In 1985, Parliament gave the court power to remit any case to the sheriff court if the court thought it appropriate. In 1990, a decision of the First Division of the Court of Session decided that that did not negate the pursuer's right to choose the forum. So we have the position that a supreme court judge is asked to hear a case for three or four days when the damages are agreed at about £2,000, and the cost to the state, not to the litigant, is £1,500 a day, according to the noble and learned Lord the Lord Advocate. The public regard that as absurd.
Our system of pleading is far too complicated and unnecessary. Thanks to an initiative of the noble and learned Lord the Lord Advocate, we now have commercial case rules that allow the speedy resolution of disputes. It is absurd that complicated commercial disputes do not require, by our rules, the complicated pleadings that we require for a road traffic accident.
It is absurd that an employer should be allowed to force the other side to prove the occurrence of an accident at work, or that the employee was injured in that accident, when the employer is the hospital, the person injured is a senior nurse and the injury was
It is absurd to have experts brought to Edinburgh to give evidence when they do not know what other experts are going to say. It is a waste of time and money, and that alleged "justice by ambush" is not the best way of getting at the truth. Expert witnesses are usually people of high qualification and integrity. To ask them to consider a view apparently different from their own, without notice and without an opportunity to look up references, is not the best way to get the considered view of, say, a consultant neurosurgeon.
As another example of how our procedure slows up disposal, we are pleased in Scotland if we can dispose of a child abduction case in the Court of Session in six months. That happens only if the court insists again and again on forcing progress. But we have no right to be pleased about that, because Article 11 of the Hague Convention suggests that the requesting state should complain if the matter is not dealt with within six weeks.
We have an absurd procedure whereby the appeal court listens to counsel reading out solemnly for days on end, to three judges who have read the evidence, the evidence that has been heard previously. The judges can do that quicker before the case even starts. That is an absurd waste of money. We require to change our procedures so that judges have an interventionist role and do not act merely as referees. We should have a procedure that insists upon the fullest possible disclosure of the evidence supporting each side's case so that the real issue in dispute can be identified and decided.

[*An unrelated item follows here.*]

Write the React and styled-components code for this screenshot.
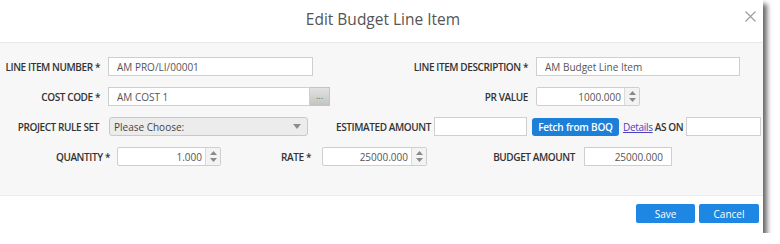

That type of cards-on-the-table approach is, and has been for many years, the English approach. It is now the approach in the sheriff court in Scotland. As a result of the insistence of the noble and learned Lord the Lord Advocate, it is now the approach for commercial cases in the Court of Session. We must have changes, but unfortunately the only way that I can see we can have changes is by legislation, or, at the very least, by the Lord Advocate securing the appointment of a person or committee to take a radical look at our procedure. The noble and learned Lord the Lord Chancellor has appointed the noble and learned Lord, Lord Woolf, to do a similar job for England. We have no equivalent. I urge the Government to consider at least that. It is no pleasure for me to have to suggest that on this issue England and Wales are so far ahead of Scotland. I earnestly hope that steps will be taken to ensure that the College of Justice in Scotland regains its proper standing.